# WHAT IS BEING ASKED:
Leaving out every picture, quote the data below exactly as it appears.

# RECORDED INFORMATION:
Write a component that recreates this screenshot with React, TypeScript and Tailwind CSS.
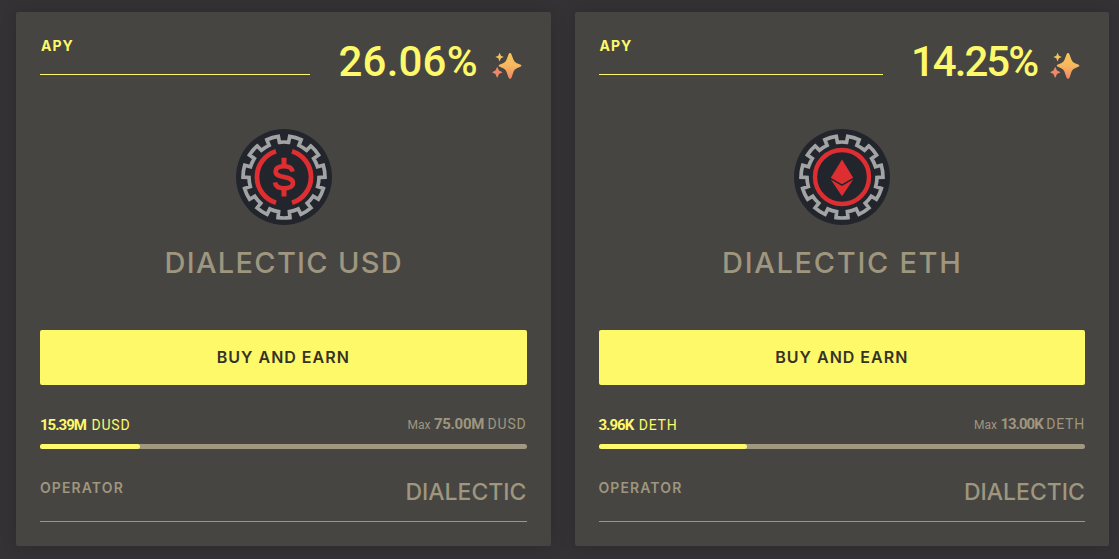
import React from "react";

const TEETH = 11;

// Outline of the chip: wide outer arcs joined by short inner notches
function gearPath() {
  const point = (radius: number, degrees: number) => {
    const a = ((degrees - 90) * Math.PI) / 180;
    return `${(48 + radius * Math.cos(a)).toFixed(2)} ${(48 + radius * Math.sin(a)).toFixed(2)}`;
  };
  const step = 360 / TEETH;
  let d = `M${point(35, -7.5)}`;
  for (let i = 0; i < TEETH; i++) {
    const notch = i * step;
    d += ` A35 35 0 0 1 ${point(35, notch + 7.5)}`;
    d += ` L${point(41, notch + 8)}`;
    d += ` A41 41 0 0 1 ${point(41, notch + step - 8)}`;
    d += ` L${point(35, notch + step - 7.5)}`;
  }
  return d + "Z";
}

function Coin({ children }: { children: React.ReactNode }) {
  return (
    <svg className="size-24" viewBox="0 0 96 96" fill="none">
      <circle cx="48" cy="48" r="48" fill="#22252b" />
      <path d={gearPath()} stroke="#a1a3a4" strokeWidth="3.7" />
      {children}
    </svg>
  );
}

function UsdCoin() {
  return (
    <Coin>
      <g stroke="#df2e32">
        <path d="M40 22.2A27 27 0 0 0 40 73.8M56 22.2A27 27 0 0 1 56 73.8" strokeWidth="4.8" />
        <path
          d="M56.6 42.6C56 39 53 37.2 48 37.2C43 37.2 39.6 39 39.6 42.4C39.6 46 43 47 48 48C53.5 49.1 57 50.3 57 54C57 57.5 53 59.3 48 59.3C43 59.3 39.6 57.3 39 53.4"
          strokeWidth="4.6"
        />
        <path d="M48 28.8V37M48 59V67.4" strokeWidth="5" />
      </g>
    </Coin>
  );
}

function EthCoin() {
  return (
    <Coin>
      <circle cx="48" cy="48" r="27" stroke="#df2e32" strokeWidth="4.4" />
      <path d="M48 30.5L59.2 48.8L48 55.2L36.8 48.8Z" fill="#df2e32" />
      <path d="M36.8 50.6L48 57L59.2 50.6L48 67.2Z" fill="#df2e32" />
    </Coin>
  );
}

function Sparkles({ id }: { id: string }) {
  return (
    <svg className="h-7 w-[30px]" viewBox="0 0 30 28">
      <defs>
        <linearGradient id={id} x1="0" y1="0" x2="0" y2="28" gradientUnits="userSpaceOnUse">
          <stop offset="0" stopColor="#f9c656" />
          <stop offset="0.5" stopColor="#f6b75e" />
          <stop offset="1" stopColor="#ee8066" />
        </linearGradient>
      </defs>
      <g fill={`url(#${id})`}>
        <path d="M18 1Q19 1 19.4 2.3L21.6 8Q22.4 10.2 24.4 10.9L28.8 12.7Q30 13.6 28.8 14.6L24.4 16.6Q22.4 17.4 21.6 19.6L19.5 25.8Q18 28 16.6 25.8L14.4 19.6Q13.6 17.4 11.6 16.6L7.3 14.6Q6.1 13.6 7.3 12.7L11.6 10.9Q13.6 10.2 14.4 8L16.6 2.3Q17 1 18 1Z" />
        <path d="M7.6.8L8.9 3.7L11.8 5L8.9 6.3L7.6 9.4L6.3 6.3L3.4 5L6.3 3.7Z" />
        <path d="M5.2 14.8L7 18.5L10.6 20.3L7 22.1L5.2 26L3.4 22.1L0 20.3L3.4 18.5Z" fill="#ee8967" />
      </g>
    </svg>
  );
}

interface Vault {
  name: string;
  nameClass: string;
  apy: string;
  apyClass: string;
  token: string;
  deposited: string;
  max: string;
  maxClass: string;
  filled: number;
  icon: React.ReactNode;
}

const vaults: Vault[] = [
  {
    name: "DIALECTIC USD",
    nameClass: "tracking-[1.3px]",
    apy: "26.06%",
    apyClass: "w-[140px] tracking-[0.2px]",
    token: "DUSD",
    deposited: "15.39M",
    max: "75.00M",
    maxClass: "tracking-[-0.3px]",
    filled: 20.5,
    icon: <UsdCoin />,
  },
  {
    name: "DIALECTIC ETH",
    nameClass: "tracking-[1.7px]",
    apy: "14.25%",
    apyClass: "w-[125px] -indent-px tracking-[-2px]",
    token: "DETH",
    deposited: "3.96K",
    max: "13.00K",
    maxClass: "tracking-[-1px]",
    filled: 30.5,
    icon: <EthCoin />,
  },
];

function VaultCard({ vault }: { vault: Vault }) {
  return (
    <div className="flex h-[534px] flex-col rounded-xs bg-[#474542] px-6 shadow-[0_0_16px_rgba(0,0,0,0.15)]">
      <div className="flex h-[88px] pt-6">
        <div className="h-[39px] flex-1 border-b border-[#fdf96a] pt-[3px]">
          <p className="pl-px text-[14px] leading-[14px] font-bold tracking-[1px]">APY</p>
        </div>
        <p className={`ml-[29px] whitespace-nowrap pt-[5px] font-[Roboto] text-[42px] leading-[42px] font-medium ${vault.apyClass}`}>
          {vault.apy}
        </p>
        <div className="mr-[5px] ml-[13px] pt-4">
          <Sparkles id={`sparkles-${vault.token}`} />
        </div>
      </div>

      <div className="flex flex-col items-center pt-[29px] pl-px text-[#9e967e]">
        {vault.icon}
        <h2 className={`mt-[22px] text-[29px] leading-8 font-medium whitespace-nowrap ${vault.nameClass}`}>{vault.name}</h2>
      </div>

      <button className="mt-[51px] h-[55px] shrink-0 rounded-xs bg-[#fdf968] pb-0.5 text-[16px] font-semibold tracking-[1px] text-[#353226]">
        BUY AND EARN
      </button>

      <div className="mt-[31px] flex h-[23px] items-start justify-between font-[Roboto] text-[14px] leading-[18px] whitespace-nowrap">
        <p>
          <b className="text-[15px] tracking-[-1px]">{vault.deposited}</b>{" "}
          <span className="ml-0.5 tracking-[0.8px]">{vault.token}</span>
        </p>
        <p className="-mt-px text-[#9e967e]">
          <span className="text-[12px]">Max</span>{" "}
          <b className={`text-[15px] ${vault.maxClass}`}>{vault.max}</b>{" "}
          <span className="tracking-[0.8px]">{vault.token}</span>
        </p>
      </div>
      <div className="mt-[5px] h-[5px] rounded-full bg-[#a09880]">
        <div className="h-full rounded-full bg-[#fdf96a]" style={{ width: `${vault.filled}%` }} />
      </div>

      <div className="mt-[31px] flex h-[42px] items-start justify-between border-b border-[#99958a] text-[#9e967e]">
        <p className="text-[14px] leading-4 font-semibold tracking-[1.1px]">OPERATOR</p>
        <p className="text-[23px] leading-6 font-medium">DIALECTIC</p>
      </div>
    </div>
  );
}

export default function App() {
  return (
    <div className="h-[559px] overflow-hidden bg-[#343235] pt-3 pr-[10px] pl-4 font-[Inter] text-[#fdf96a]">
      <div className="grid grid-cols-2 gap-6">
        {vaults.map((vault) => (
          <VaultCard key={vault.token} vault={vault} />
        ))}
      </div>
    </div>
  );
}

# TASK OUTPUT:
Write a component that recreates this screenshot with React, TypeScript and Tailwind CSS.
import React from "react";

const TEETH = 11;

// Outline of the chip: wide outer arcs joined by short inner notches
function gearPath() {
  const point = (radius: number, degrees: number) => {
    const a = ((degrees - 90) * Math.PI) / 180;
    return `${(48 + radius * Math.cos(a)).toFixed(2)} ${(48 + radius * Math.sin(a)).toFixed(2)}`;
  };
  const step = 360 / TEETH;
  let d = `M${point(35, -7.5)}`;
  for (let i = 0; i < TEETH; i++) {
    const notch = i * step;
    d += ` A35 35 0 0 1 ${point(35, notch + 7.5)}`;
    d += ` L${point(41, notch + 8)}`;
    d += ` A41 41 0 0 1 ${point(41, notch + step - 8)}`;
    d += ` L${point(35, notch + step - 7.5)}`;
  }
  return d + "Z";
}

function Coin({ children }: { children: React.ReactNode }) {
  return (
    <svg className="size-24" viewBox="0 0 96 96" fill="none">
      <circle cx="48" cy="48" r="48" fill="#22252b" />
      <path d={gearPath()} stroke="#a1a3a4" strokeWidth="3.7" />
      {children}
    </svg>
  );
}

function UsdCoin() {
  return (
    <Coin>
      <g stroke="#df2e32">
        <path d="M40 22.2A27 27 0 0 0 40 73.8M56 22.2A27 27 0 0 1 56 73.8" strokeWidth="4.8" />
        <path
          d="M56.6 42.6C56 39 53 37.2 48 37.2C43 37.2 39.6 39 39.6 42.4C39.6 46 43 47 48 48C53.5 49.1 57 50.3 57 54C57 57.5 53 59.3 48 59.3C43 59.3 39.6 57.3 39 53.4"
          strokeWidth="4.6"
        />
        <path d="M48 28.8V37M48 59V67.4" strokeWidth="5" />
      </g>
    </Coin>
  );
}

function EthCoin() {
  return (
    <Coin>
      <circle cx="48" cy="48" r="27" stroke="#df2e32" strokeWidth="4.4" />
      <path d="M48 30.5L59.2 48.8L48 55.2L36.8 48.8Z" fill="#df2e32" />
      <path d="M36.8 50.6L48 57L59.2 50.6L48 67.2Z" fill="#df2e32" />
    </Coin>
  );
}

function Sparkles({ id }: { id: string }) {
  return (
    <svg className="h-7 w-[30px]" viewBox="0 0 30 28">
      <defs>
        <linearGradient id={id} x1="0" y1="0" x2="0" y2="28" gradientUnits="userSpaceOnUse">
          <stop offset="0" stopColor="#f9c656" />
          <stop offset="0.5" stopColor="#f6b75e" />
          <stop offset="1" stopColor="#ee8066" />
        </linearGradient>
      </defs>
      <g fill={`url(#${id})`}>
        <path d="M18 1Q19 1 19.4 2.3L21.6 8Q22.4 10.2 24.4 10.9L28.8 12.7Q30 13.6 28.8 14.6L24.4 16.6Q22.4 17.4 21.6 19.6L19.5 25.8Q18 28 16.6 25.8L14.4 19.6Q13.6 17.4 11.6 16.6L7.3 14.6Q6.1 13.6 7.3 12.7L11.6 10.9Q13.6 10.2 14.4 8L16.6 2.3Q17 1 18 1Z" />
        <path d="M7.6.8L8.9 3.7L11.8 5L8.9 6.3L7.6 9.4L6.3 6.3L3.4 5L6.3 3.7Z" />
        <path d="M5.2 14.8L7 18.5L10.6 20.3L7 22.1L5.2 26L3.4 22.1L0 20.3L3.4 18.5Z" fill="#ee8967" />
      </g>
    </svg>
  );
}

interface Vault {
  name: string;
  nameClass: string;
  apy: string;
  apyClass: string;
  token: string;
  deposited: string;
  max: string;
  maxClass: string;
  filled: number;
  icon: React.ReactNode;
}

const vaults: Vault[] = [
  {
    name: "DIALECTIC USD",
    nameClass: "tracking-[1.3px]",
    apy: "26.06%",
    apyClass: "w-[140px] tracking-[0.2px]",
    token: "DUSD",
    deposited: "15.39M",
    max: "75.00M",
    maxClass: "tracking-[-0.3px]",
    filled: 20.5,
    icon: <UsdCoin />,
  },
  {
    name: "DIALECTIC ETH",
    nameClass: "tracking-[1.7px]",
    apy: "14.25%",
    apyClass: "w-[125px] -indent-px tracking-[-2px]",
    token: "DETH",
    deposited: "3.96K",
    max: "13.00K",
    maxClass: "tracking-[-1px]",
    filled: 30.5,
    icon: <EthCoin />,
  },
];

function VaultCard({ vault }: { vault: Vault }) {
  return (
    <div className="flex h-[534px] flex-col rounded-xs bg-[#474542] px-6 shadow-[0_0_16px_rgba(0,0,0,0.15)]">
      <div className="flex h-[88px] pt-6">
        <div className="h-[39px] flex-1 border-b border-[#fdf96a] pt-[3px]">
          <p className="pl-px text-[14px] leading-[14px] font-bold tracking-[1px]">APY</p>
        </div>
        <p className={`ml-[29px] whitespace-nowrap pt-[5px] font-[Roboto] text-[42px] leading-[42px] font-medium ${vault.apyClass}`}>
          {vault.apy}
        </p>
        <div className="mr-[5px] ml-[13px] pt-4">
          <Sparkles id={`sparkles-${vault.token}`} />
        </div>
      </div>

      <div className="flex flex-col items-center pt-[29px] pl-px text-[#9e967e]">
        {vault.icon}
        <h2 className={`mt-[22px] text-[29px] leading-8 font-medium whitespace-nowrap ${vault.nameClass}`}>{vault.name}</h2>
      </div>

      <button className="mt-[51px] h-[55px] shrink-0 rounded-xs bg-[#fdf968] pb-0.5 text-[16px] font-semibold tracking-[1px] text-[#353226]">
        BUY AND EARN
      </button>

      <div className="mt-[31px] flex h-[23px] items-start justify-between font-[Roboto] text-[14px] leading-[18px] whitespace-nowrap">
        <p>
          <b className="text-[15px] tracking-[-1px]">{vault.deposited}</b>{" "}
          <span className="ml-0.5 tracking-[0.8px]">{vault.token}</span>
        </p>
        <p className="-mt-px text-[#9e967e]">
          <span className="text-[12px]">Max</span>{" "}
          <b className={`text-[15px] ${vault.maxClass}`}>{vault.max}</b>{" "}
          <span className="tracking-[0.8px]">{vault.token}</span>
        </p>
      </div>
      <div className="mt-[5px] h-[5px] rounded-full bg-[#a09880]">
        <div className="h-full rounded-full bg-[#fdf96a]" style={{ width: `${vault.filled}%` }} />
      </div>

      <div className="mt-[31px] flex h-[42px] items-start justify-between border-b border-[#99958a] text-[#9e967e]">
        <p className="text-[14px] leading-4 font-semibold tracking-[1.1px]">OPERATOR</p>
        <p className="text-[23px] leading-6 font-medium">DIALECTIC</p>
      </div>
    </div>
  );
}

export default function App() {
  return (
    <div className="h-[559px] overflow-hidden bg-[#343235] pt-3 pr-[10px] pl-4 font-[Inter] text-[#fdf96a]">
      <div className="grid grid-cols-2 gap-6">
        {vaults.map((vault) => (
          <VaultCard key={vault.token} vault={vault} />
        ))}
      </div>
    </div>
  );
}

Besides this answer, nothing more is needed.